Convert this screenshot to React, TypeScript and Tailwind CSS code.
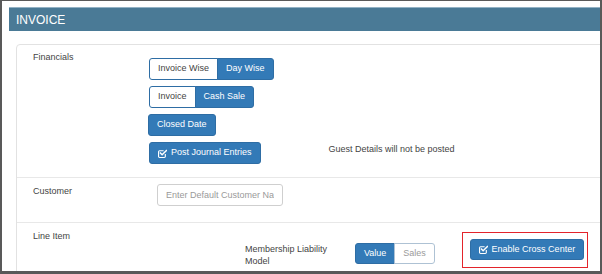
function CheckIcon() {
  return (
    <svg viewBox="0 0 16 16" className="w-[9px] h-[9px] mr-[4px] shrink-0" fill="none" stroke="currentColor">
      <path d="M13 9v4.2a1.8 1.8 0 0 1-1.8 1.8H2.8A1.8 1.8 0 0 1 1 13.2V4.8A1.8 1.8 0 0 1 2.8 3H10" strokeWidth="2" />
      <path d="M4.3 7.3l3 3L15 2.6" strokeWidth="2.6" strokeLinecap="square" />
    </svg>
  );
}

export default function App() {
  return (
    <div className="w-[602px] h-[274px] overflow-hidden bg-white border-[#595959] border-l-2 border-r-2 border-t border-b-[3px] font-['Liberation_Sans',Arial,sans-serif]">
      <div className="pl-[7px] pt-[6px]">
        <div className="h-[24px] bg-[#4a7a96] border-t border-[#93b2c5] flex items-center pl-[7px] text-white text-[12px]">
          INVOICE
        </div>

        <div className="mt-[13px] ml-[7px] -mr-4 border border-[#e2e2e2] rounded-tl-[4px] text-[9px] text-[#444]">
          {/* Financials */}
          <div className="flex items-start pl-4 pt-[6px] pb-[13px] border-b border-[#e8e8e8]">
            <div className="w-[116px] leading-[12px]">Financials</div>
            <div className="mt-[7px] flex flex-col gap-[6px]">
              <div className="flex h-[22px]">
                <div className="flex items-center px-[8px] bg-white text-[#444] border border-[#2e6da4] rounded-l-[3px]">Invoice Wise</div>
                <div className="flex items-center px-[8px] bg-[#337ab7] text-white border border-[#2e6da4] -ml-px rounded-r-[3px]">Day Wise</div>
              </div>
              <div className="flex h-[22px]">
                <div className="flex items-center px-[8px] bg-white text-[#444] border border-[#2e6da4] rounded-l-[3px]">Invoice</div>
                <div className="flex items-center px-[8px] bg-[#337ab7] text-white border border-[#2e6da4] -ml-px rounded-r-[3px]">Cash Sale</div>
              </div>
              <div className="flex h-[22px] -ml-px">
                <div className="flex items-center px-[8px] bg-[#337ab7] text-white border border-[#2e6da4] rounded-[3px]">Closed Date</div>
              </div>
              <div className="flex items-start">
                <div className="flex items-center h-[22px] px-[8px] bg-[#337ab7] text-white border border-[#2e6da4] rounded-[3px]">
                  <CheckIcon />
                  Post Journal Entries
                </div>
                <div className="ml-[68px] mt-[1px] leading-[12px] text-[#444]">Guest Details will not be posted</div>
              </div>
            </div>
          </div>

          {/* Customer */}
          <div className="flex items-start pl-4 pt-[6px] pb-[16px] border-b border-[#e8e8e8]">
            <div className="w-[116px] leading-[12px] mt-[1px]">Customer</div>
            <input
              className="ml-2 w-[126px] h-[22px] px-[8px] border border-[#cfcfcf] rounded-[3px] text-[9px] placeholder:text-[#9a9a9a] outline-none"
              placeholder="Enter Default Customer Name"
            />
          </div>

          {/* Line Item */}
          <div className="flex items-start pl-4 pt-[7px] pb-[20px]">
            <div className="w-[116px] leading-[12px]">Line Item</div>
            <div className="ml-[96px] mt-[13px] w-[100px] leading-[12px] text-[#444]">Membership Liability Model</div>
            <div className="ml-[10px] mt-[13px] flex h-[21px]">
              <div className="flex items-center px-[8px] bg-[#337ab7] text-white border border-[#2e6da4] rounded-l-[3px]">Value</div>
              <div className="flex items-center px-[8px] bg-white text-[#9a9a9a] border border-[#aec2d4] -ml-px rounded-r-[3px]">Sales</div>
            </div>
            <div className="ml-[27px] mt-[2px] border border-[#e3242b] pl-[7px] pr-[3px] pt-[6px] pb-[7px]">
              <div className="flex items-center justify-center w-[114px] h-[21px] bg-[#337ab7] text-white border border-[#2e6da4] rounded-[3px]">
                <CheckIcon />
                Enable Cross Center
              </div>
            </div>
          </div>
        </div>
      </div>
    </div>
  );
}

※

### PROBLEM DESCRIPTION
Return the full material word for word. Do not include the pictures.

### THE RESULT
Convert this screenshot to React, TypeScript and Tailwind CSS code.
function CheckIcon() {
  return (
    <svg viewBox="0 0 16 16" className="w-[9px] h-[9px] mr-[4px] shrink-0" fill="none" stroke="currentColor">
      <path d="M13 9v4.2a1.8 1.8 0 0 1-1.8 1.8H2.8A1.8 1.8 0 0 1 1 13.2V4.8A1.8 1.8 0 0 1 2.8 3H10" strokeWidth="2" />
      <path d="M4.3 7.3l3 3L15 2.6" strokeWidth="2.6" strokeLinecap="square" />
    </svg>
  );
}

export default function App() {
  return (
    <div className="w-[602px] h-[274px] overflow-hidden bg-white border-[#595959] border-l-2 border-r-2 border-t border-b-[3px] font-['Liberation_Sans',Arial,sans-serif]">
      <div className="pl-[7px] pt-[6px]">
        <div className="h-[24px] bg-[#4a7a96] border-t border-[#93b2c5] flex items-center pl-[7px] text-white text-[12px]">
          INVOICE
        </div>

        <div className="mt-[13px] ml-[7px] -mr-4 border border-[#e2e2e2] rounded-tl-[4px] text-[9px] text-[#444]">
          {/* Financials */}
          <div className="flex items-start pl-4 pt-[6px] pb-[13px] border-b border-[#e8e8e8]">
            <div className="w-[116px] leading-[12px]">Financials</div>
            <div className="mt-[7px] flex flex-col gap-[6px]">
              <div className="flex h-[22px]">
                <div className="flex items-center px-[8px] bg-white text-[#444] border border-[#2e6da4] rounded-l-[3px]">Invoice Wise</div>
                <div className="flex items-center px-[8px] bg-[#337ab7] text-white border border-[#2e6da4] -ml-px rounded-r-[3px]">Day Wise</div>
              </div>
              <div className="flex h-[22px]">
                <div className="flex items-center px-[8px] bg-white text-[#444] border border-[#2e6da4] rounded-l-[3px]">Invoice</div>
                <div className="flex items-center px-[8px] bg-[#337ab7] text-white border border-[#2e6da4] -ml-px rounded-r-[3px]">Cash Sale</div>
              </div>
              <div className="flex h-[22px] -ml-px">
                <div className="flex items-center px-[8px] bg-[#337ab7] text-white border border-[#2e6da4] rounded-[3px]">Closed Date</div>
              </div>
              <div className="flex items-start">
                <div className="flex items-center h-[22px] px-[8px] bg-[#337ab7] text-white border border-[#2e6da4] rounded-[3px]">
                  <CheckIcon />
                  Post Journal Entries
                </div>
                <div className="ml-[68px] mt-[1px] leading-[12px] text-[#444]">Guest Details will not be posted</div>
              </div>
            </div>
          </div>

          {/* Customer */}
          <div className="flex items-start pl-4 pt-[6px] pb-[16px] border-b border-[#e8e8e8]">
            <div className="w-[116px] leading-[12px] mt-[1px]">Customer</div>
            <input
              className="ml-2 w-[126px] h-[22px] px-[8px] border border-[#cfcfcf] rounded-[3px] text-[9px] placeholder:text-[#9a9a9a] outline-none"
              placeholder="Enter Default Customer Name"
            />
          </div>

          {/* Line Item */}
          <div className="flex items-start pl-4 pt-[7px] pb-[20px]">
            <div className="w-[116px] leading-[12px]">Line Item</div>
            <div className="ml-[96px] mt-[13px] w-[100px] leading-[12px] text-[#444]">Membership Liability Model</div>
            <div className="ml-[10px] mt-[13px] flex h-[21px]">
              <div className="flex items-center px-[8px] bg-[#337ab7] text-white border border-[#2e6da4] rounded-l-[3px]">Value</div>
              <div className="flex items-center px-[8px] bg-white text-[#9a9a9a] border border-[#aec2d4] -ml-px rounded-r-[3px]">Sales</div>
            </div>
            <div className="ml-[27px] mt-[2px] border border-[#e3242b] pl-[7px] pr-[3px] pt-[6px] pb-[7px]">
              <div className="flex items-center justify-center w-[114px] h-[21px] bg-[#337ab7] text-white border border-[#2e6da4] rounded-[3px]">
                <CheckIcon />
                Enable Cross Center
              </div>
            </div>
          </div>
        </div>
      </div>
    </div>
  );
}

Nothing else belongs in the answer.